SET EXERCISE:
Return the material exactly, first line through the line containing "import React from", and nothing more. Pictures stay out.

SOURCE EXCERPT:
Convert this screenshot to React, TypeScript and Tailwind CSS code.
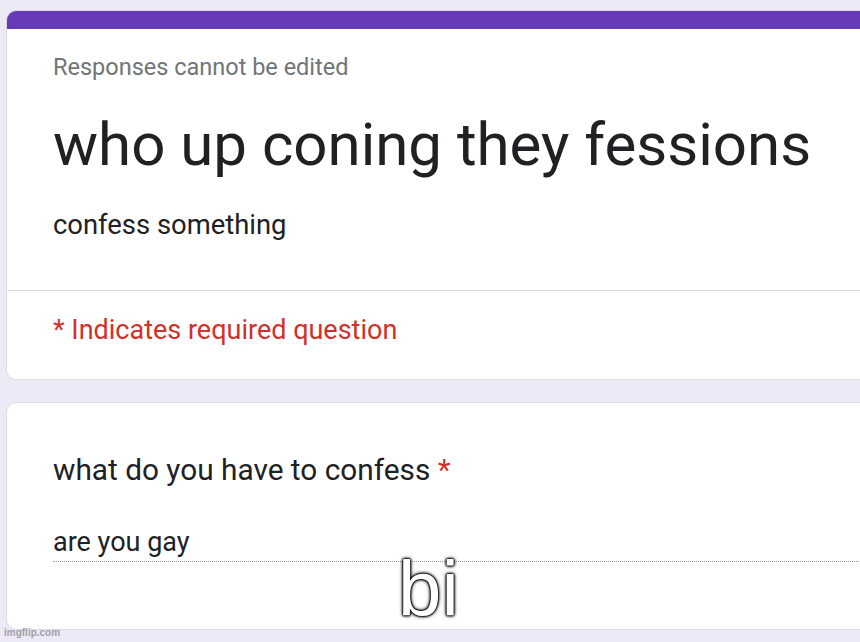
import React from "react";

export default function App() {
  return (
    <div className="relative w-[860px] h-[642px] overflow-hidden bg-[#ede9f7] pt-[10px] pl-[6px] font-['Roboto',sans-serif]">
      <div className="w-[900px] rounded-[10px] border border-[#dadce0] bg-white overflow-hidden">
        <div className="h-[19px] bg-[#673ab7] -mx-px -mt-px"></div>
        <div className="pl-[46px] pt-[22px] pb-[48px]">
          <div className="text-[23.5px] leading-[32px] text-[#70757a]">Responses cannot be edited</div>
          <div className="mt-[26px] text-[60px] leading-[72px] text-[#202124]">who up coning they fessions</div>
          <div className="mt-[27px] text-[27.4px] leading-[34px] text-[#202124]">confess something</div>
        </div>
        <div className="h-px bg-[#dadce0]"></div>
        <div className="pl-[46px] pt-[22px] pb-[32px]">
          <div className="text-[27px] leading-[34px] text-[#d0312a]">* Indicates required question</div>
        </div>
      </div>
      <div className="mt-[22px] w-[900px] h-[228px] rounded-[10px] border border-[#dadce0] bg-white">
        <div className="pl-[46px] pt-[49px]">
          <div className="text-[29.8px] leading-[36px] text-[#202124]">
            what do you have to confess <span className="text-[#d0312a]">*</span>
          </div>
          <div className="mt-[38px] border-b border-dotted border-[#9a9a9a] pb-[3px] text-[27px] leading-[32px] text-[#202124]">
            are you gay
          </div>
        </div>
      </div>
      <div className="absolute left-[4px] top-[626px] font-['Liberation_Sans',Arial,sans-serif] font-bold text-[10px] leading-[14px] text-[#a0a0a8]">
        imgflip.com
      </div>
      <div className="absolute left-[398px] top-[544px] font-['Liberation_Sans',Arial,sans-serif] text-[78px] leading-[90px] text-white [text-shadow:0_0_4px_#000,0_0_3px_#000,0_0_2px_#000,0_0_2px_#000,0_0_1px_#000,0_0_1px_#000]">
        bi
      </div>
    </div>
  );
}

EXERCISE RESULT:
Convert this screenshot to React, TypeScript and Tailwind CSS code.
import React from "react";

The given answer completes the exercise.